The above is pretty much based on Therneau and Grambsch. Section 6.2 presents the plotting of scaled Schoenfeld residuals, with ordinary Schoenfeld residuals described in Section 4.6 and the formulas for risk-weighted covariate means and covariances in Section 3.1 (equations 3.5 and 3.7, respectively).

*The code in residuals.coxph() makes a simplifying assumption that the risk-weighted covariate covariance matrix is constant in time, and uses the average value. The inverse of that average risk-weighted covariate covariance matrix is then (conveniently) just the product of the coefficient covariance matrix times the number of events.

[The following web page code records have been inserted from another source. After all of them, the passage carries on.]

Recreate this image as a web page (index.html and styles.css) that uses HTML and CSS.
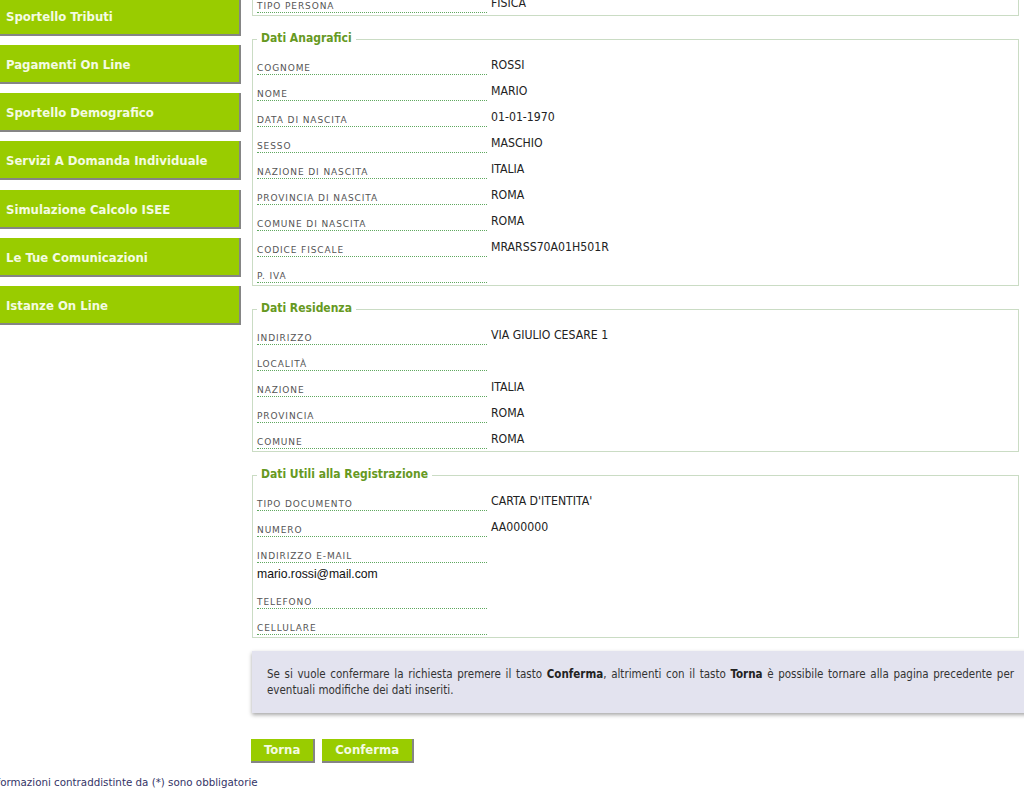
FILE: index.html
```html
<!DOCTYPE html>
<html lang="it">
<head>
<meta charset="utf-8">
<title>Riepilogo registrazione</title>
<link rel="stylesheet" href="styles.css">
</head>
<body>
<div class="page">
  <div class="layout">
    <nav class="sidebar">
      <a class="nav-btn" href="#">Sportello Tributi</a>
      <a class="nav-btn" href="#">Pagamenti On Line</a>
      <a class="nav-btn" href="#">Sportello Demografico</a>
      <a class="nav-btn" href="#">Servizi A Domanda Individuale</a>
      <a class="nav-btn" href="#">Simulazione Calcolo ISEE</a>
      <a class="nav-btn" href="#">Le Tue Comunicazioni</a>
      <a class="nav-btn" href="#">Istanze On Line</a>
    </nav>
    <main class="content">
      <fieldset class="group first">
        <legend>Tipologia</legend>
        <div class="row"><span class="label">TIPO PERSONA</span><span class="value">FISICA</span></div>
      </fieldset>

      <fieldset class="group">
        <legend>Dati Anagrafici</legend>
        <div class="row"><span class="label">COGNOME</span><span class="value">ROSSI</span></div>
        <div class="row"><span class="label">NOME</span><span class="value">MARIO</span></div>
        <div class="row"><span class="label">DATA DI NASCITA</span><span class="value">01-01-1970</span></div>
        <div class="row"><span class="label">SESSO</span><span class="value">MASCHIO</span></div>
        <div class="row"><span class="label">NAZIONE DI NASCITA</span><span class="value">ITALIA</span></div>
        <div class="row"><span class="label">PROVINCIA DI NASCITA</span><span class="value">ROMA</span></div>
        <div class="row"><span class="label">COMUNE DI NASCITA</span><span class="value">ROMA</span></div>
        <div class="row"><span class="label">CODICE FISCALE</span><span class="value">MRARSS70A01H501R</span></div>
        <div class="row"><span class="label">P. IVA</span><span class="value"></span></div>
      </fieldset>

      <fieldset class="group">
        <legend>Dati Residenza</legend>
        <div class="row"><span class="label">INDIRIZZO</span><span class="value">VIA GIULIO CESARE 1</span></div>
        <div class="row"><span class="label">LOCALITÀ</span><span class="value"></span></div>
        <div class="row"><span class="label">NAZIONE</span><span class="value">ITALIA</span></div>
        <div class="row"><span class="label">PROVINCIA</span><span class="value">ROMA</span></div>
        <div class="row"><span class="label">COMUNE</span><span class="value">ROMA</span></div>
      </fieldset>

      <fieldset class="group">
        <legend>Dati Utili alla Registrazione</legend>
        <div class="row"><span class="label">TIPO DOCUMENTO</span><span class="value">CARTA D'ITENTITA'</span></div>
        <div class="row"><span class="label">NUMERO</span><span class="value">AA000000</span></div>
        <div class="row stacked"><span class="label">INDIRIZZO E-MAIL</span><span class="value">mario.rossi@mail.com</span></div>
        <div class="row"><span class="label">TELEFONO</span><span class="value"></span></div>
        <div class="row"><span class="label">CELLULARE</span><span class="value"></span></div>
      </fieldset>

      <div class="info">
        Se si vuole confermare la richiesta premere il tasto <b>Conferma</b>, altrimenti con il tasto <b>Torna</b> è possibile tornare alla pagina precedente per eventuali modifiche dei dati inseriti.
      </div>

      <div class="actions">
        <button class="btn" type="button">Torna</button>
        <button class="btn" type="button">Conferma</button>
      </div>
    </main>
  </div>
  <p class="note">Le informazioni contraddistinte da (*) sono obbligatorie</p>
</div>
</body>
</html>
```

FILE: styles.css
```css
html, body {
  margin: 0;
  padding: 0;
  overflow: hidden;
  background: #ffffff;
}

.page {
  padding-top: 1px;
  margin-top: -30.5px;
}

.layout {
  display: flex;
  align-items: flex-start;
}

.sidebar {
  flex: none;
  width: 241px;
  padding-top: 26px;
  display: flex;
  flex-direction: column;
}

.nav-btn {
  display: flex;
  align-items: center;
  box-sizing: content-box;
  height: 35px;
  padding: 2px 0 0 6px;
  margin-bottom: 9.33px;
  background: #99cc00;
  border-right: 2px solid #858585;
  border-bottom: 2px solid #858585;
  color: #f4fbe2;
  font-family: "DejaVu Sans Condensed", "DejaVu Sans", sans-serif;
  font-stretch: condensed;
  font-weight: bold;
  font-size: 13px;
  text-decoration: none;
}

.content {
  flex: none;
  width: 767px;
  margin-left: 11px;
}

.group {
  margin: 17px 0 0;
  padding: 2px 0 2px 4px;
  border: 1px solid #cadcc4;
  min-width: 0;
}

.group.first {
  margin-top: 0;
}

.group legend {
  padding: 0 4px 4px;
  margin: 0;
  color: #669922;
  font-family: "DejaVu Sans Condensed", "DejaVu Sans", sans-serif;
  font-stretch: condensed;
  font-weight: bold;
  font-size: 12px;
  line-height: 10px;
}

.row {
  display: flex;
  height: 26px;
}

.label {
  flex: none;
  box-sizing: border-box;
  width: 230px;
  height: 26px;
  padding-top: 14px;
  border-bottom: 1px dotted #5fa85f;
  color: #555555;
  font-family: "DejaVu Sans", sans-serif;
  font-size: 9px;
  line-height: 11px;
  letter-spacing: 0.9px;
  white-space: nowrap;
}

.value {
  margin-left: 4px;
  padding-top: 9px;
  color: #222222;
  font-family: "DejaVu Sans Condensed", "DejaVu Sans", sans-serif;
  font-stretch: condensed;
  font-size: 12.2px;
  line-height: 15px;
  white-space: nowrap;
}

.row.stacked {
  flex-direction: column;
  height: auto;
}

.row.stacked .value {
  margin-left: 0;
  padding: 4px 0 2px;
  color: #111111;
  font-family: "Liberation Sans", Arial, sans-serif;
  font-stretch: normal;
  font-size: 12.2px;
  line-height: 14px;
}

.info {
  margin: 13px -10px 0 0;
  padding: 15px;
  background: #e3e3ef;
  box-shadow: 0 2px 4px rgba(0, 0, 0, 0.35);
  color: #333333;
  font-family: "DejaVu Sans Condensed", "DejaVu Sans", sans-serif;
  font-stretch: condensed;
  font-size: 11.5px;
  line-height: 16px;
  text-align: justify;
}

.info b {
  color: #222222;
}

.actions {
  display: flex;
  gap: 7px;
  margin: 26px 0 0 -1px;
}

.btn {
  height: 24px;
  margin: 0;
  padding: 0 13px;
  background: #99cc00;
  border: none;
  border-right: 2px solid #858585;
  border-bottom: 2px solid #858585;
  color: #f4fbe2;
  font-family: "DejaVu Sans Condensed", "DejaVu Sans", sans-serif;
  font-stretch: condensed;
  font-weight: bold;
  font-size: 13px;
  line-height: 22px;
  cursor: pointer;
}

.note {
  margin: 13px 0 0 -28px;
  color: #333366;
  font-family: "DejaVu Sans", sans-serif;
  font-size: 10.3px;
  line-height: 12px;
}
```
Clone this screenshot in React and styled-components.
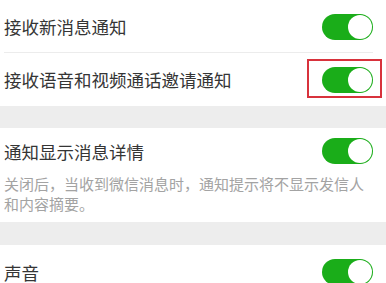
import React from "react";
import styled, { createGlobalStyle } from "styled-components";

const Global = createGlobalStyle`
  html, body {
    margin: 0;
    padding: 0;
    background: #ededed;
    font-family: "Noto Sans CJK SC", "Noto Sans", sans-serif;
  }
`;

const Page = styled.div`
  width: 386px;
  height: 283px;
  overflow: hidden;
  background: #ededed;
`;

const Group = styled.div`
  background: #fff;
  margin-bottom: ${(p) => p.gap || 0}px;
`;

const Row = styled.div`
  position: relative;
  display: flex;
  align-items: center;
  justify-content: space-between;
  height: ${(p) => p.h}px;
  padding: 0 13px 0 4px;
  box-sizing: border-box;
  &::after {
    content: "";
    display: ${(p) => (p.divider ? "block" : "none")};
    position: absolute;
    left: 4px;
    right: 13px;
    bottom: 0;
    height: 1px;
    background: #ececec;
  }
`;

const Title = styled.span`
  font-size: 17.5px;
  line-height: 1.2;
  color: #353535;
`;

const Desc = styled.div`
  padding: 0 13px 8px 4px;
  font-size: 15px;
  line-height: 20px;
  color: #a3a3a3;
`;

const SwitchWrap = styled.div`
  position: relative;
  flex: none;
`;

const Track = styled.div`
  width: 51px;
  height: 26px;
  border-radius: 13px;
  background: #1aad19;
  position: relative;
`;

const Knob = styled.div`
  position: absolute;
  top: 1px;
  right: 1px;
  width: 24px;
  height: 24px;
  border-radius: 50%;
  background: #fff;
`;

const Highlight = styled.div`
  position: absolute;
  top: -8px;
  left: -15px;
  right: -9px;
  bottom: -5px;
  border: 2px solid #d8323c;
`;

function Switch({ marked }) {
  return (
    <SwitchWrap>
      <Track>
        <Knob />
      </Track>
      {marked && <Highlight />}
    </SwitchWrap>
  );
}

export default function App() {
  return (
    <Page>
      <Global />
      <Group gap={22}>
        <Row h={53} divider>
          <Title>接收新消息通知</Title>
          <Switch />
        </Row>
        <Row h={53}>
          <Title>接收语音和视频通话邀请通知</Title>
          <Switch marked />
        </Row>
      </Group>
      <Group gap={23}>
        <Row h={46}>
          <Title>通知显示消息详情</Title>
          <Switch />
        </Row>
        <Desc>关闭后，当收到微信消息时，通知提示将不显示发信人和内容摘要。</Desc>
      </Group>
      <Group>
        <Row h={54}>
          <Title>声音</Title>
          <Switch />
        </Row>
      </Group>
    </Page>
  );
}
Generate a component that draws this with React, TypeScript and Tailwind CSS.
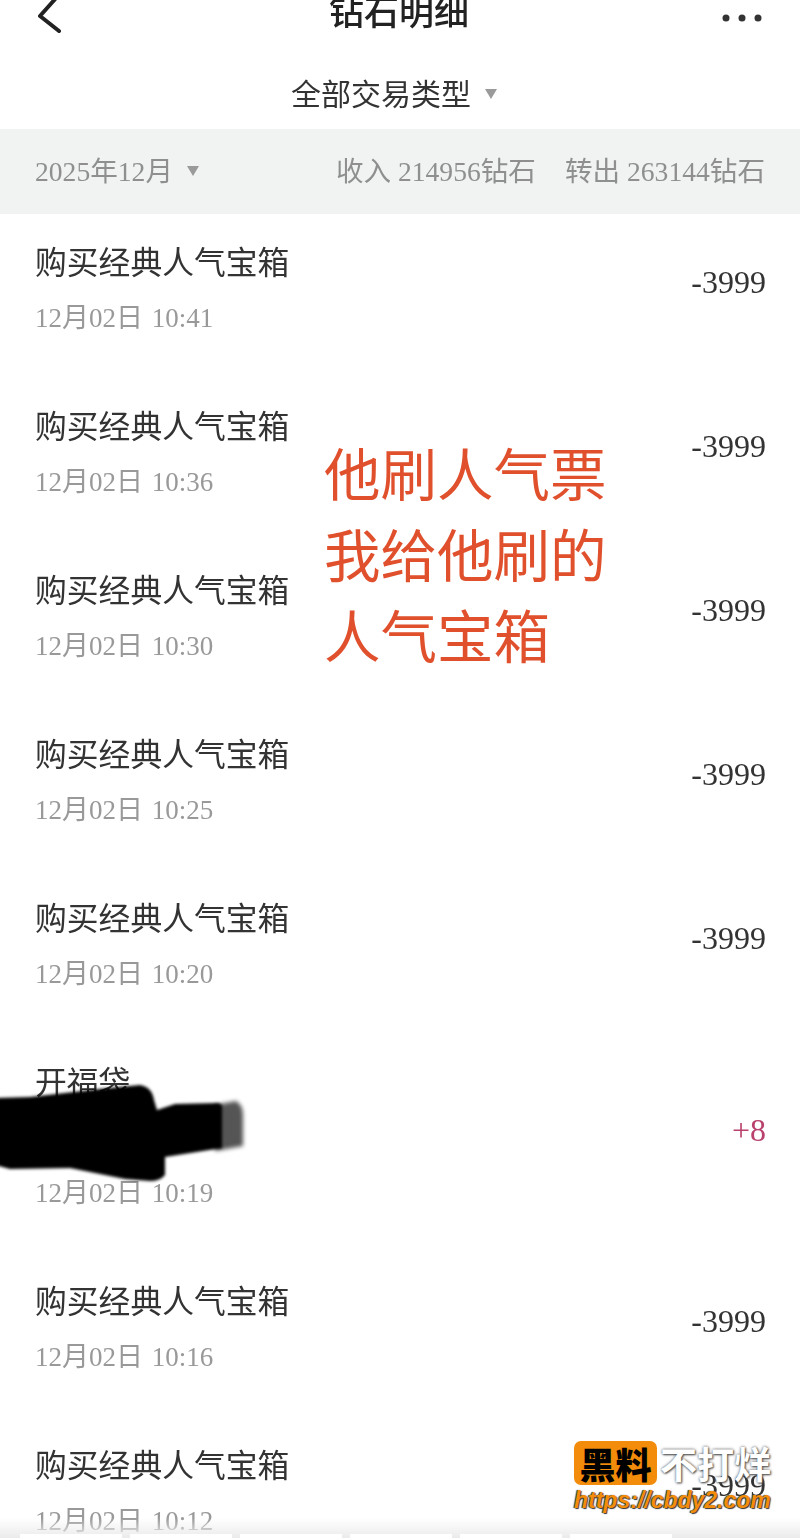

• thank you so much for such a thorough explanation. Although some of the answer went over my head, it gives me something to get my teeth into! :) Commented Oct 8, 2021 at 17:48
• @user333336 I'm not sure that I completely "got it" until I tried to answer this question. For most purposes, the "simple answer" should suffice, the rest just says why it's true.
– EdM
Commented Oct 8, 2021 at 18:09
• Hi @EdM you wrote this "You start by determining, for each event time, the risk-weighted averages of covariate values and the corresponding risk-weighted covariance among covariate values over all individuals at risk at that time". When calculating the risk-weighted averages for time 10 fx and let us assume two got the event at time 10, and five did not. Does this mean that the total risk are the sum of the RS for the five individuals who did not get the event at time 10? or is it the total risk = five+two=7? I want to understand who is part of the "over all individuals at risk at that time" Commented Jun 12 at 11:42
• RS = risk scores Commented Jun 12 at 11:44
• @DeviSita you can think of the risk set for an event time as being all those still under observation immediately prior to that event time. Thus it includes both those who have the event at that time and those who don't. In your example, that's all 7 individuals.